Kepada INDOPOSCO usai acara tersebut, HNW menerangkan bahwa terkait dengan keputusan pemisahan pemilu itu dilematis. Selain karena pitusan MK adalah final dan mengikat, namun di sisi lain juga melanggar konstitusi UUD 1945.

“Karena dalam undang-undang dasar konstitusi kita mengatur pemilihan itu tidak diatur dalam dua kategori lokal maupun nasional. Ini dalam kategori yang lain yaitu kategori pemilihan umum sebagaimana ditentukan pasal 22E ayat 1 bahwa pemilu diselenggarakan satu kali dalam lima tahun,” ucapnya.

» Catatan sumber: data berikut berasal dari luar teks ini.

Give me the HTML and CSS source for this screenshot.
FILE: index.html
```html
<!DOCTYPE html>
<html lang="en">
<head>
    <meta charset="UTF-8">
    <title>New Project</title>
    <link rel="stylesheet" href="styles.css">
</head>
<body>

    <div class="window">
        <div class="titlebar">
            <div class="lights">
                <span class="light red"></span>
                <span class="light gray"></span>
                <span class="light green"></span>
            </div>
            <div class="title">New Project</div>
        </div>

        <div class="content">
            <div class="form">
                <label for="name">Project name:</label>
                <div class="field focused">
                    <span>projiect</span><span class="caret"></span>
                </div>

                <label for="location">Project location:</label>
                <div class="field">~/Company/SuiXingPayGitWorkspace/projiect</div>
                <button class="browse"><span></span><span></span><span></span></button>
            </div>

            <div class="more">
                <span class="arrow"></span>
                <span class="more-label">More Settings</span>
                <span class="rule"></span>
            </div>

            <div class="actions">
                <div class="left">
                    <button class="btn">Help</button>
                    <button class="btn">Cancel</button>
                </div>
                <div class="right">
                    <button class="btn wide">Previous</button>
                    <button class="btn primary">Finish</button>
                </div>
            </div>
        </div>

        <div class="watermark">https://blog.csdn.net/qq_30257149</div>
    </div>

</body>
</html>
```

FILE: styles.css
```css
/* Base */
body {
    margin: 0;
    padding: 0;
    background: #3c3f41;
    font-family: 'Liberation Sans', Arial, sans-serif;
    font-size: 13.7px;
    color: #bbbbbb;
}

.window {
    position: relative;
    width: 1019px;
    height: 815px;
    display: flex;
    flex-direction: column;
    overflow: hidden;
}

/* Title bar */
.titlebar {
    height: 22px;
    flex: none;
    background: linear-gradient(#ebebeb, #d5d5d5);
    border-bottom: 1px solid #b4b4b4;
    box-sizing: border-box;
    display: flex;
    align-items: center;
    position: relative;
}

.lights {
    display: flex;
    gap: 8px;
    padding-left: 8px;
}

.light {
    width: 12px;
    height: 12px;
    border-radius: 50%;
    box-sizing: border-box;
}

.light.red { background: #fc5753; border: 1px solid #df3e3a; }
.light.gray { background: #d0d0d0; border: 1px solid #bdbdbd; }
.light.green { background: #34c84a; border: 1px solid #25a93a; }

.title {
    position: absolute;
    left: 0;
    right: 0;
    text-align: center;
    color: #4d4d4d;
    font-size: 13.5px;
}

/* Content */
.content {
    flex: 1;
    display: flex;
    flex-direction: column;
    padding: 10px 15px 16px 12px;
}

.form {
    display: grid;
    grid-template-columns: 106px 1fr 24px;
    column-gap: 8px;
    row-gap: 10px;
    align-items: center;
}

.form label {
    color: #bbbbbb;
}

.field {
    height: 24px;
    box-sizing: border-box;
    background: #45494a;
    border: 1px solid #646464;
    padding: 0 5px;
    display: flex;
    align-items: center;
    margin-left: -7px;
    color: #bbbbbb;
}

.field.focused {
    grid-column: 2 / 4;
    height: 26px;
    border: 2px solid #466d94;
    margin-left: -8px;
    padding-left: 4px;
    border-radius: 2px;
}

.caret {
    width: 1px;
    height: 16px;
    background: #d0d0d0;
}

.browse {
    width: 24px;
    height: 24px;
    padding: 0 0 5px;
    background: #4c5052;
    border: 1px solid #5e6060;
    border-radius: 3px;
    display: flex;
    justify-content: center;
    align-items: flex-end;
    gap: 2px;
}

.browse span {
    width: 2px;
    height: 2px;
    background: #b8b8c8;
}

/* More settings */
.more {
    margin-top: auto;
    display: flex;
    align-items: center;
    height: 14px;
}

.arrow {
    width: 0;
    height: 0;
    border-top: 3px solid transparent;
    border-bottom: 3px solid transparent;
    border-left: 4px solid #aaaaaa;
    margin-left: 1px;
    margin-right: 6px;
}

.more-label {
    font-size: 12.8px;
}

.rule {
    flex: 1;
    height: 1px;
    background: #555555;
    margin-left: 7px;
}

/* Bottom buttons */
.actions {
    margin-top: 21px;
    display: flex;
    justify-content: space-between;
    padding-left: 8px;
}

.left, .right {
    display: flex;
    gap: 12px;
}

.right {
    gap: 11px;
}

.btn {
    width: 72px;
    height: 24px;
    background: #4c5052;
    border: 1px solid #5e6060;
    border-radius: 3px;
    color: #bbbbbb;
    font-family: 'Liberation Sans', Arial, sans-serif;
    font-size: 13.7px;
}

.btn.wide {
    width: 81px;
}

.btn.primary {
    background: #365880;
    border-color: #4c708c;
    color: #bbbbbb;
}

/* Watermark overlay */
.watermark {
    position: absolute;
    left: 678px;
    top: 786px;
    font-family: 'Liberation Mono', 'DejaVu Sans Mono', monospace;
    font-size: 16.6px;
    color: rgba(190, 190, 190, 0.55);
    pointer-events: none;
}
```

Ia menjelaskan, bahwa di pasal tersebut konstitusi tegas menyebut pemilihan umum untuk memilih DPR, Presiden, DPD dan DPRD.

“Sehingga DPRD itu masuk dalam rezim pemilu yang dipilih sekali dalam lima tahun. Sedangkan kalau Pilkada itu memang dalam konstitusi tidak disebutkan secara definitif berapa tahun sekali. Pilkada hanya menyebutkan tentang dipilih secara demokratis. Itu dipasal 18 ayat 4,” terangnya.

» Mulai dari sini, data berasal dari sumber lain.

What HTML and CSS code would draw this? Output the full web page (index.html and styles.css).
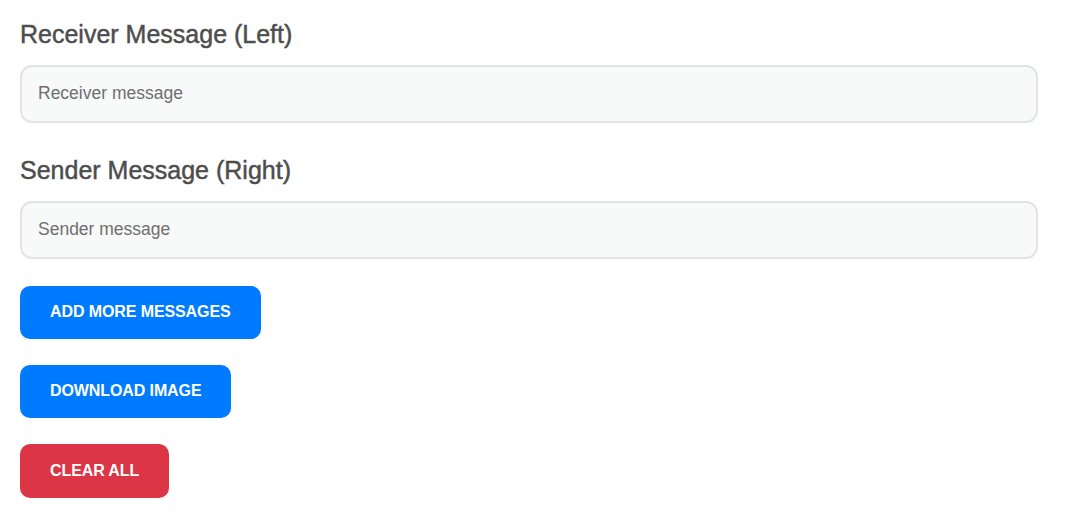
FILE: index.html
```html
<!DOCTYPE html>
<html>
<head>
<meta charset="utf-8">
<link rel="stylesheet" href="styles.css">
</head>
<body>
<div class="panel">
  <div class="field">
    <label class="field-label">Receiver Message (Left)</label>
    <input class="field-input" type="text" placeholder="Receiver message">
  </div>
  <div class="field">
    <label class="field-label">Sender Message (Right)</label>
    <input class="field-input" type="text" placeholder="Sender message">
  </div>
  <div class="actions">
    <button class="btn btn-blue">ADD MORE MESSAGES</button>
    <button class="btn btn-blue">DOWNLOAD IMAGE</button>
    <button class="btn btn-red">CLEAR ALL</button>
  </div>
</div>
</body>
</html>
```
FILE: styles.css
```css
* { box-sizing: border-box; }
html, body { margin: 0; background: #fff; }
body {
  font-family: "Liberation Sans", Arial, sans-serif;
  padding: 19px 20px 20px 20px;
}
.panel {
  max-width: 1018px;
  display: flex;
  flex-direction: column;
}
.field {
  display: flex;
  flex-direction: column;
  gap: 16px;
  margin-bottom: 32px;
}
.field:nth-child(2) { margin-bottom: 27px; }
.field-label {
  font-size: 25px;
  line-height: 30px;
  color: #4d4d4d;
  -webkit-text-stroke: 0.45px #4d4d4d;
}
.field-input {
  width: 100%;
  height: 58px;
  border: 2px solid #e3e3e3;
  border-radius: 12px;
  background: #f8f9f9;
  padding: 0 16px 1px 16px;
  font-family: "Liberation Sans", Arial, sans-serif;
  font-size: 17.5px;
  color: #333;
  outline: none;
}
.field-input::placeholder { color: #6f6f6f; }
.actions {
  display: flex;
  flex-direction: column;
  align-items: flex-start;
  gap: 26px;
}
.btn {
  border: none;
  border-radius: 10px;
  padding: 0 30px 1px 30px;
  height: 53px;
  font-family: "Liberation Sans", Arial, sans-serif;
  font-size: 16px;
  font-weight: bold;
  letter-spacing: -0.1px;
  color: #fff;
}
.btn-blue { background: #007bff; }
.btn-red { background: #dc3545; height: 54px; }
```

“Jadi ketika kemudian Keputusan MK membuat pemisahan, DPRD disatukan dengan pilkada dilakukan dua tahun sesudah pemilihan, sesudah pelantikan DPR dan pelantikan Presiden, maka memundurkan dua tahun ini berarti nanti pemilihan umum anggota DPRD tidak lima tahun sekali dan itu tidak sesuai konstitusi,” tegasnya.

Untuk itulah, lanjut HNW, PKS melalui Fraksinya di MPR meakukan kajian dengan menghimpun berbagai pihak sebagai rujukan falam menyikapi putusan MK 135 tersebut.

“Sangat bagus ya ada sekolah konstitusi karena memang sudah sangat seharusnya partai politik dan fraksi-fraksinya betul-betul mendalami tentang konstitusi dan mengkajinya terus-terus dan tidak pernah berhenti. Dan dengan cara itu maka berpolitik kita insya Allah basis konstitusinya akan semakin kokoh dan semakin kuat. Khususnya dalam mengkaji Putusan MK 135 tersebut,” pungkasnya.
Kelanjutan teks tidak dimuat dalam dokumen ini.